I'm blatantly, um, borrowing the "Nothing to see here folks" headline from my friend and fellow Philadelphia blogger Atrios because there's simply no way other way to put it -- we've become pretty lacksadaisical these last few days about what is shaping up as a major environmental catastrophe in Japan:

Experts estimate that about seven tons an hour of radioactive water is escaping the pit. Safety officials have said that the water, which appears to be coming from the damaged No. 2 reactor, contains one million becquerels per liter of iodine 131, or about 10,000 times the levels normally found in water at a nuclear plant.

This raises a lot of concerns, such as:

Officials are watching levels of iodine-131 in seawater because although it has a half-life of eight days, meaning it is half as radioactive after that time, the substance builds up in seaweed, a common food in the Japanese diet. If consumed, radioactive iodine collects in the thyroid and can cause cancer.

The International Atomic Energy Agency said iodine-131 in seawater would "soon be of no concern" presuming there are no further discharges of contaminated water from the power station into the sea.

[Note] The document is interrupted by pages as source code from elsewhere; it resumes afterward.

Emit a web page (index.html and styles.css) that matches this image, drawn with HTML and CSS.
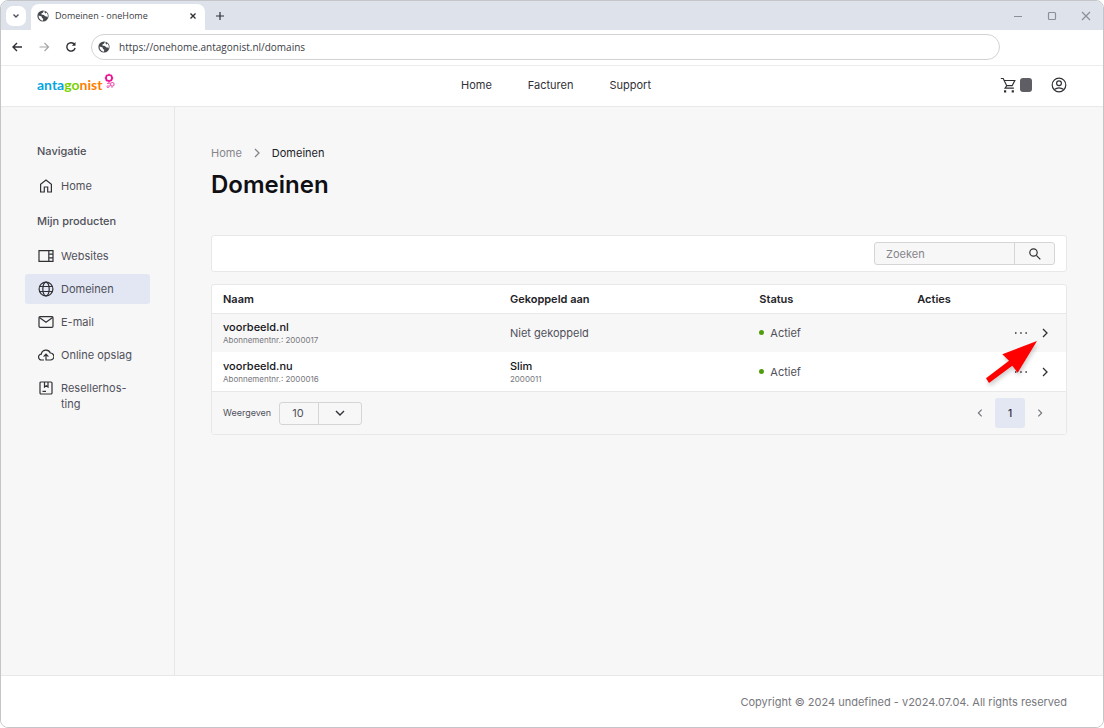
FILE: index.html
```html
<!DOCTYPE html>
<html lang="nl">
<head>
<meta charset="utf-8">
<meta name="viewport" content="width=device-width, initial-scale=1">
<title>Domeinen - oneHome</title>
<link rel="stylesheet" href="styles.css">
</head>
<body>
<svg class="sprite" aria-hidden="true">
  <symbol id="earth" viewBox="0 0 12 12"><circle cx="6" cy="6" r="5.600" fill="#45484c"/><path d="M1.600 5.400 4.600 6.600 5 8l1.200.7-.2 2A4.900 4.900 0 0 1 1.600 5.400ZM6.600 1.300 6 2.700 4.600 3.200 4.400 4.500 7 5l1 1.200 1.600.2.9 1.200A4.900 4.900 0 0 0 9.600 2.600L8.400 3.400 7.600 2.800 8 1.600Z" fill="#fff"/></symbol>
  <symbol id="right" viewBox="0 0 12 12"><path d="M4 2l4 4-4 4" fill="none" stroke="currentColor" stroke-width="1.300"/></symbol>
</svg>
<div class="window">
  <div class="tabstrip">
    <button class="tab-search" aria-label="Tabbladen zoeken"><svg width="8" height="8" viewBox="0 0 8 8"><path d="M1.500 2.500 4 5l2.500-2.500" class="line bold"/></svg></button>
    <div class="tab">
      <svg width="12" height="12"><use href="#earth"/></svg>
      <span class="tab-title">Domeinen - oneHome</span>
      <button class="plain" aria-label="Tabblad sluiten"><svg width="8" height="8" viewBox="0 0 8 8"><path d="m1.500 1.500 5 5m0-5-5 5" class="line bold"/></svg></button>
    </div>
    <button class="plain new-tab" aria-label="Nieuw tabblad"><svg width="10" height="10" viewBox="0 0 10 10"><path d="M5 1v8M1 5h8" class="line"/></svg></button>
    <div class="window-controls">
      <button class="plain" aria-label="Minimaliseren"><svg width="10" height="10" viewBox="0 0 10 10"><path d="M1 5.500h8" class="line"/></svg></button>
      <button class="plain" aria-label="Maximaliseren"><svg width="10" height="10" viewBox="0 0 10 10"><rect x="1.500" y="1.500" width="7" height="7" rx="1" class="line"/></svg></button>
      <button class="plain" aria-label="Sluiten"><svg width="10" height="10" viewBox="0 0 10 10"><path d="m1 1 8 8m0-8-8 8" class="line"/></svg></button>
    </div>
  </div>
  <div class="toolbar">
    <button class="plain" aria-label="Terug"><svg width="12" height="12" viewBox="0 0 12 12"><path d="M11 6H2M6 2 2 6l4 4" class="line bold"/></svg></button>
    <button class="plain faded" aria-label="Vooruit"><svg width="12" height="12" viewBox="0 0 12 12"><path d="M1.500 6h9M6.500 2l4 4-4 4" class="line"/></svg></button>
    <button class="plain" aria-label="Vernieuwen"><svg width="12" height="12" viewBox="0 0 12 12"><path d="M9.500 3.500A4.200 4.200 0 1 0 10.100 7" class="line bold"/><path d="M10.500 1v3.700H6.800Z" fill="currentColor"/></svg></button>
    <label class="address"><svg width="12" height="12"><use href="#earth"/></svg><input type="url" aria-label="Adres" value="https://onehome.antagonist.nl/domains"></label>
  </div>

  <header class="header">
    <a class="logo" href="#" aria-label="antagonist"><span class="blue">anta</span><span class="green">go</span><span class="orange">nist</span><svg width="14" height="20" viewBox="0 0 14 20"><g fill="none" stroke="#ec1593"><circle cx="7" cy="7" r="3" stroke-width="1.700"/><path d="M7 2.800v1.200M2.800 7H4M10 7h1.200M7 10v1.800M4 4l.8.8M10 4l-.8.8M4 10l.8-.8" stroke-width="1.300"/></g><g fill="none" stroke="#f05ab4"><circle cx="10.300" cy="13.300" r="1.800" stroke-width="1.200"/><circle cx="6" cy="15.700" r="1" stroke-width="1"/><path d="m5 12.300 3.500.6M7 15.200l1.800-1M9.700 15.200l.4 1.700" stroke-width="1"/></g></svg></a>
    <nav class="topnav" aria-label="Hoofdmenu"><a href="#">Home</a><a href="#">Facturen</a><a href="#">Support</a></nav>
    <div class="account">
      <button class="plain cart" aria-label="Winkelwagen"><svg width="16" height="18" viewBox="0 0 16 18"><path d="M.8 2.500h2.400l3.500 7.200h5.500l2.600-5.200H4.300M6.700 9.700l-1.600 2.500h8.800" class="line"/><path d="M4 14.200h2.200v2.200H4zM11.700 14.200h2.200v2.200h-2.200z" fill="currentColor"/></svg><span class="badge"></span></button>
      <button class="plain" aria-label="Account"><svg width="16" height="16" viewBox="0 0 16 16"><circle cx="8" cy="8" r="6.800" class="line"/><circle cx="8" cy="6.300" r="2.400" class="line"/><path d="M3.300 12.600c2.800-2.100 6.600-2.100 9.400 0" class="line"/></svg></button>
    </div>
  </header>

  <div class="body">
    <aside class="sidebar">
      <h2>Navigatie</h2>
      <a class="item" href="#"><svg width="16" height="16" viewBox="0 0 16 16"><path d="M2.600 14V6.300L8 2l5.400 4.300V14H9.700V9H6.300v5Z" class="line"/></svg>Home</a>
      <h2 class="second">Mijn producten</h2>
      <a class="item" href="#"><svg width="16" height="16" viewBox="0 0 16 16"><path d="M1 2.700h14v10.600H1ZM10.800 2.700v10.600M10.800 6.200H15M10.800 9.800H15" class="line"/></svg>Websites</a>
      <a class="item active" href="#" aria-current="page"><svg width="16" height="16" viewBox="0 0 16 16"><g class="line"><circle cx="8" cy="8" r="6.900"/><ellipse cx="8" cy="8" rx="3.200" ry="6.900"/><path d="M1.700 5.500h12.600M1.700 10.500h12.600"/></g></svg>Domeinen</a>
      <a class="item" href="#"><svg width="16" height="16" viewBox="0 0 16 16"><rect x="1" y="2.700" width="14" height="10.600" rx="1" class="line"/><path d="m1.400 3.600 6.600 4.600 6.600-4.600" class="line"/></svg>E-mail</a>
      <a class="item" href="#"><svg width="16" height="16" viewBox="0 0 16 16"><path d="M6 13H3.600a2.900 2.900 0 0 1-.3-5.800 4.700 4.700 0 0 1 9-1.200 3.500 3.500 0 0 1 .2 7H8V7.300M5.600 9.600 8 7.200l2.400 2.400" class="line"/></svg>Online opslag</a>
      <a class="item" href="#"><svg width="16" height="16" viewBox="0 0 16 16"><rect x="2" y="2" width="12" height="12" rx="1" class="line"/><path d="M6.500 2v5L8.300 5.700 10 7V2M4.500 11.300H8" class="line"/></svg><span>Resellerhos-<br>ting</span></a>
    </aside>

    <main class="main">
      <nav class="crumbs" aria-label="Kruimelpad"><a href="#">Home</a><svg width="12" height="12"><use href="#right"/></svg><span>Domeinen</span></nav>
      <h1>Domeinen</h1>
      <form class="filter card">
        <div class="search"><input type="search" placeholder="Zoeken" aria-label="Zoeken"><button type="button" aria-label="Zoek"><svg width="14" height="14" viewBox="0 0 14 14"><circle cx="5.500" cy="5.500" r="3.700" class="line"/><path d="m8.300 8.300 4 4" class="line"/></svg></button></div>
      </form>
      <section class="list card">
        <table>
          <colgroup><col class="c-name"><col class="c-link"><col class="c-status"><col></colgroup>
          <thead><tr><th>Naam</th><th>Gekoppeld aan</th><th>Status</th><th>Acties</th></tr></thead>
          <tbody>
            <tr>
              <td><a class="name" href="#">voorbeeld.nl</a><small>Abonnementnr.: 2000017</small></td>
              <td>Niet gekoppeld</td>
              <td><span class="status">Actief</span></td>
              <td><div class="actions"><button class="plain" aria-label="Meer"><svg width="14" height="14" viewBox="0 0 14 14"><path d="M1 6.300h1.500v1.500H1zM6.200 6.300h1.500v1.500H6.200zM11.400 6.300h1.500v1.500h-1.500z" fill="currentColor"/></svg></button><button class="plain" aria-label="Openen"><svg width="12" height="12"><use href="#right"/></svg></button></div></td>
            </tr>
            <tr>
              <td><a class="name" href="#">voorbeeld.nu</a><small>Abonnementnr.: 2000016</small></td>
              <td><a class="name" href="#">Slim</a><small>2000011</small></td>
              <td><span class="status">Actief</span></td>
              <td><div class="actions"><button class="plain" aria-label="Meer"><svg width="14" height="14" viewBox="0 0 14 14"><path d="M1 6.300h1.500v1.500H1zM6.200 6.300h1.500v1.500H6.200zM11.400 6.300h1.500v1.500h-1.500z" fill="currentColor"/></svg></button><button class="plain" aria-label="Openen"><svg width="12" height="12"><use href="#right"/></svg></button></div></td>
            </tr>
          </tbody>
        </table>
        <div class="list-foot">
          <label for="size">Weergeven</label>
          <div class="size"><select id="size"><option>10</option><option>25</option></select><span class="caret"><svg width="12" height="12" viewBox="0 0 12 12"><path d="m2 4 4 4 4-4" class="line bold"/></svg></span></div>
          <div class="pager"><button aria-label="Vorige"><svg class="flip" width="10" height="10"><use href="#right"/></svg></button><button class="current" aria-current="page">1</button><button aria-label="Volgende"><svg width="10" height="10"><use href="#right"/></svg></button></div>
        </div>
        <svg class="pointer" width="60" height="50" viewBox="0 0 60 50" aria-hidden="true"><path d="M53 3 18.300 16.300 25 22.700 2 40.300 5 45 28.300 27.700 33.700 34.700Z" fill="#fe0000"/></svg>
      </section>
    </main>
  </div>
  <footer class="footer">Copyright © 2024 undefined - v2024.07.04. All rights reserved</footer>
</div>
</body>
</html>
```
FILE: styles.css
```css
* { box-sizing: border-box; }
body { margin: 0; background: #fff; color: #50505a; font: 11px/16px Inter, "Open Sans", sans-serif; }
a { color: inherit; text-decoration: none; }
button, input, select { font: inherit; color: inherit; margin: 0; }
svg { display: block; flex: none; }
.sprite { position: absolute; width: 0; height: 0; }
.line { fill: none; stroke: currentColor; stroke-width: 1.2; }
.bold { stroke-width: 1.4; }
.plain { display: flex; align-items: center; padding: 0; border: 0; background: none; color: #303036; }

.window { display: flex; flex-direction: column; min-height: 100vh; border: 1px solid #c3c5c8; border-radius: 8px; overflow: hidden; }

.tabstrip { display: flex; align-items: center; height: 29px; padding: 0 12px 0 5px; background: #dee3eb; }
.tab-search { display: grid; place-items: center; width: 20px; height: 20px; margin-right: 5px; padding: 0; border: 0; border-radius: 7px; background: #fff; }
.tab { display: flex; align-items: center; align-self: flex-end; gap: 6px; width: 174px; height: 26px; padding: 0 8px 2px 6px; border-radius: 8px 8px 0 0; background: #fff; }
.tab-title { flex: 1; font-family: "Open Sans", sans-serif; font-size: 9px; color: #3c3c42; }
.new-tab { margin-left: 10px; }
.window-controls { display: flex; gap: 24px; margin-left: auto; }
.window-controls .plain { color: #8b9097; }

.toolbar { display: flex; align-items: center; gap: 15px; height: 36px; padding: 0 103px 1px 10px; border-bottom: 1px solid #ececec; background: #fff; }
.toolbar .faded { color: #a5a5a8; }
.address { display: flex; flex: 1; align-items: center; gap: 9px; height: 26px; margin-left: -1px; padding: 0 6px; border: 1px solid #d2d2d4; border-radius: 13px; }
.address input { flex: 1; padding: 0; border: 0; outline: 0; background: none; font: 10px/16px "Open Sans", sans-serif; color: #3c3c46; }

.header { display: grid; grid-template-columns: 1fr auto 1fr; align-items: center; height: 41px; padding: 0 36px 2px; border-bottom: 1px solid #e9e9e9; background: #fff; }
.logo { display: flex; align-items: center; font: 14px/18px Lato, sans-serif; font-weight: 700; }
.logo svg { margin-bottom: 8px; }
.blue { color: #04a6e1; }
.green { color: #7ad000; }
.orange { color: #ff7d00; }
.topnav { display: flex; gap: 36px; margin-left: 8px; color: #303036; }
.account { display: flex; justify-content: flex-end; align-items: center; gap: 19px; }
.cart { gap: 4px; }
.badge { width: 12px; height: 14px; border-radius: 3px; background: #605e65; }

.body { display: flex; flex: 1; background: #f7f7f7; }
.sidebar { width: 174px; padding: 36px 24px 24px; border-right: 1px solid #e6e6e6; }
.sidebar h2 { margin: 0 0 12px 12px; font-size: 11px; line-height: 16px; font-weight: 500; }
.sidebar .second { margin-top: 12px; }
.item { display: flex; gap: 7px; margin-bottom: 3px; padding: 7px 13px; border-radius: 3px; }
.item svg { color: #303036; }
.active { background: #e2e7f3; }

.main { flex: 1; min-width: 0; padding: 38px 36px; }
.crumbs { display: flex; align-items: center; gap: 9px; color: #85858b; }
.crumbs span { color: #222228; }
h1 { margin: 8px 0 34px; font-size: 24px; line-height: 32px; font-weight: 600; color: #101014; }
.card { position: relative; border: 1px solid #e8e8e8; border-radius: 3px; background: #fff; }
.filter { display: flex; justify-content: flex-end; margin-bottom: 12px; padding: 6px 11px; }
.search { display: flex; width: 181px; height: 23px; border: 1px solid #d5d5d7; border-radius: 3px; background: #f7f7f7; }
.search input { flex: 1; min-width: 0; padding: 0 11px; border: 0; outline: 0; background: none; }
.search input::placeholder { color: #85858b; opacity: 1; }
.search button { display: grid; place-items: center; width: 40px; padding: 0; border: 0; border-left: 1px solid #d5d5d7; background: none; color: #303036; }

table { width: 100%; border-collapse: collapse; table-layout: fixed; }
.c-name { width: 33.6%; }
.c-link { width: 29.2%; }
.c-status { width: 18.5%; }
th, td { padding: 0 11px; text-align: left; }
th { height: 28px; border-bottom: 1px solid #e8e8e8; font-weight: 600; color: #222228; }
td { height: 39px; }
tbody tr:first-child { background: #f7f7f7; }
.name { display: block; line-height: 14px; font-weight: 500; color: #151519; }
small { display: block; font-size: 8px; line-height: 12px; color: #77777d; }
.status { display: flex; align-items: center; gap: 6px; }
.status::before { content: ""; width: 5px; height: 5px; border-radius: 50%; background: #4f9c0b; }
.actions { display: flex; justify-content: flex-end; gap: 11px; padding-right: 4px; }

.list-foot { display: flex; align-items: center; height: 43px; padding: 0 11px; border-top: 1px solid #e8e8e8; background: #f7f7f7; }
.list-foot label { font-size: 9px; }
.size { position: relative; width: 83px; height: 23px; margin-left: 8px; }
.size select { width: 100%; height: 100%; padding: 0 12px; border: 1px solid #d5d5d7; border-radius: 3px; background: #f7f7f7; appearance: none; }
.caret { position: absolute; top: 1px; right: 1px; bottom: 1px; display: grid; place-items: center; width: 43px; border-left: 1px solid #d5d5d7; color: #303036; pointer-events: none; }
.pager { display: flex; margin-left: auto; }
.pager button { display: grid; place-items: center; width: 30px; height: 30px; padding: 0; border: 0; border-radius: 3px; background: none; font-size: 10px; color: #70707a; }
.pager .current { background: #e2e7f3; font-weight: 500; color: #222238; }
.flip { transform: scaleX(-1); }
.pointer { position: absolute; top: 53px; right: 22px; filter: drop-shadow(1px 3px 2px #0003); }

.footer { padding: 18px 36px 17px; border-top: 1px solid #e8e8e8; background: #fff; text-align: right; color: #77777d; }
```
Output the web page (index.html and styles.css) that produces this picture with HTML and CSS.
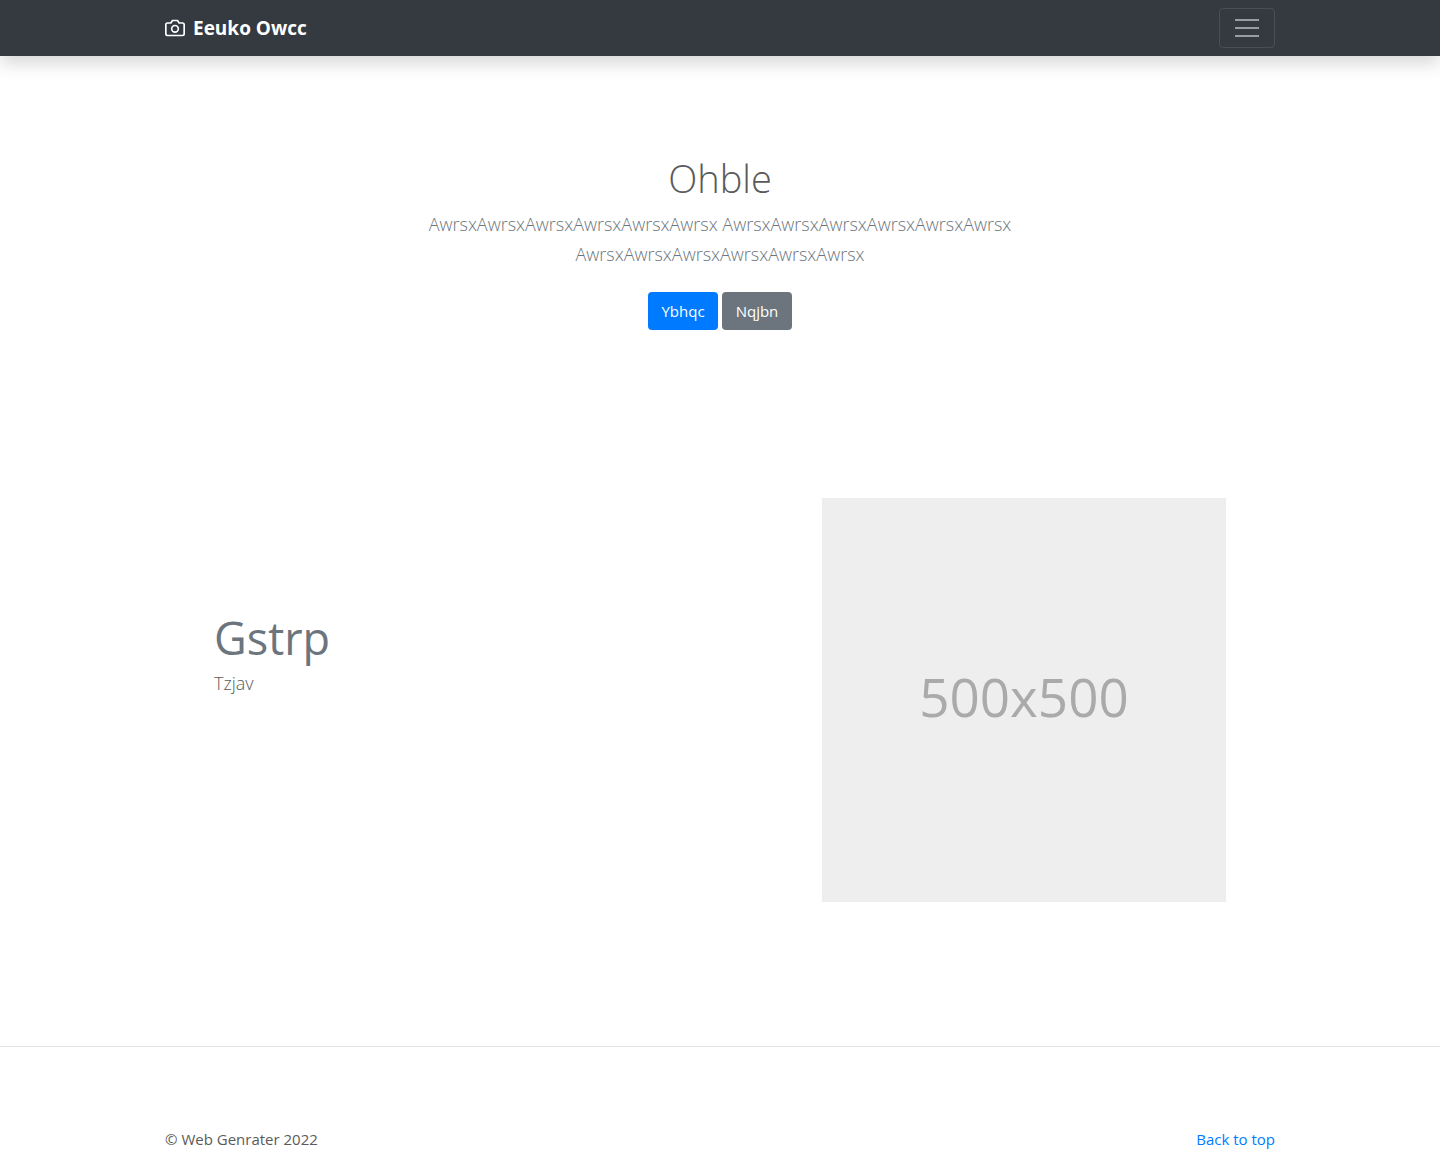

The IAEA added that Japanese authorities have released the first analyses of fish, caught at the port of Choshi, in Chiba prefecture south of Fukushima, which found one of five to be contaminated with a detectable level of caesium-137, a far more persistent radioactive substance, though at a concentration that was far below safety limits for consumption.

The potential consequences are not just environmental but economic. Even if testing shows that seaweed, fish and other seafood is safe to eat, the news of leaking radioactivity on this scale could cause a crisis of consumer confidence that could wipe out Japan's fishing industry anyway.

The weird thing is this: Remember two weeks ago? The U.S. cable networks were covering the heck out of this story around the clock, making rock stars out of nuclear-safety experts from MIT or Princeton. Then came Libya, or the Charlie Sheen tour, or God knows what else, and now Japan is a back-of-the-hour story, even though it seems as if some of the worst case scenarios those experts described are actually now happening. It just goes to prove that what passes for news in America has very little correlation with what's actually important, especially when an attention span of longer than 15 minutes is called for.